Computational formula:

$$ \text{Cov}(X, Y) = E[XY] - E[X]E[Y] $$

Properties:

$\text{Cov}(X, X) = \text{Var}(X)$
$\text{Cov}(X, Y) = \text{Cov}(Y, X)$ (symmetric)
$\text{Cov}(aX, bY) = ab \cdot \text{Cov}(X, Y)$
$\text{Cov}(X + Y, Z) = \text{Cov}(X, Z) + \text{Cov}(Y, Z)$

Correlation

Correlation is normalized covariance (scale-free):

$$ \rho(X, Y) = \frac{\text{Cov}(X, Y)}{\sigma_X \sigma_Y} $$

Properties:

$-1 \leq \rho \leq 1$
$\rho = 1$: perfect positive linear relationship
$\rho = -1$: perfect negative linear relationship
$\rho = 0$: no linear relationship (but may have nonlinear dependence)
Independence implies zero correlation, but zero correlation does NOT imply independence

Sample Statistics

Given data $x_1, \ldots, x_n$:

Sample mean:

$$ \bar{x} = \frac{1}{n} \sum_{i=1}^n x_i $$

Sample variance (unbiased estimator):

$$ s^2 = \frac{1}{n-1} \sum_{i=1}^n (x_i - \bar{x})^2 $$

Sample standard deviation:

$$ s = \sqrt{s^2} $$

Sample covariance:

$$ \text{Cov}(X, Y) = \frac{1}{n-1} \sum_{i=1}^n (x_i - \bar{x})(y_i - \bar{y}) $$

Moments

Raw moments: $\mu_k’ = E[X^k]$

Central moments: $\mu_k = E[(X - \mu)^k]$

$\mu_1 = \mu$ (mean)
$\mu_2 = \sigma^2$ (variance)
$\mu_3$ relates to skewness (asymmetry)
$\mu_4$ relates to kurtosis (tail heaviness)
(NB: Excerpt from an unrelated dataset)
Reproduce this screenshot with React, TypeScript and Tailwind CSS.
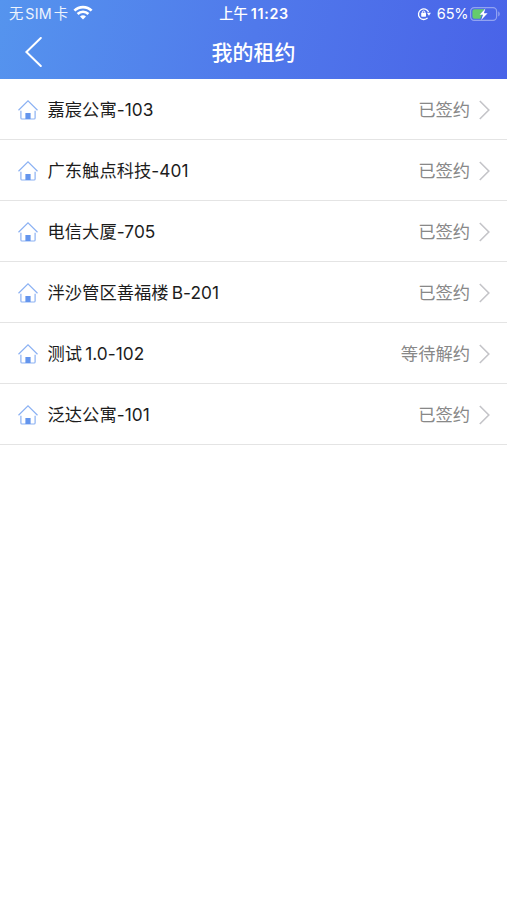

Moment Generating Function (MGF)

$$ M_X(t) = E[e^{tX}] $$

Key property: $k$-th derivative at $t=0$ gives $k$-th moment:

$$ M_X^{(k)}(0) = E[X^k] $$

Uniqueness: If two distributions have the same MGF, they are identical.

Inequalities

Markov’s inequality (for non-negative $X$):

$$ P(X \geq a) \leq \frac{E[X]}{a} $$

Chebyshev’s inequality:

$$ P(|X - \mu| \geq k\sigma) \leq \frac{1}{k^2} $$

Guarantees that most mass lies within a few standard deviations of the mean.

Law of Large Numbers

Weak LLN: Sample mean converges in probability to expected value:

$$ \bar{X}_n \xrightarrow{P} \mu \quad \text{as } n \to \infty $$

Strong LLN: Sample mean converges almost surely:

$$ \bar{X}_n \xrightarrow{a.s.} \mu \quad \text{as } n \to \infty $$

Foundation of Monte Carlo methods and empirical risk minimization.

Central Limit Theorem

For i.i.d. variables $X_1, \ldots, X_n$ with mean $\mu$ and variance $\sigma^2$:

$$ \frac{\bar{X}_n - \mu}{\sigma/\sqrt{n}} \xrightarrow{d} \mathcal{N}(0, 1) $$

As $n \to \infty$, the sample mean approaches a Normal distribution regardless of the original distribution.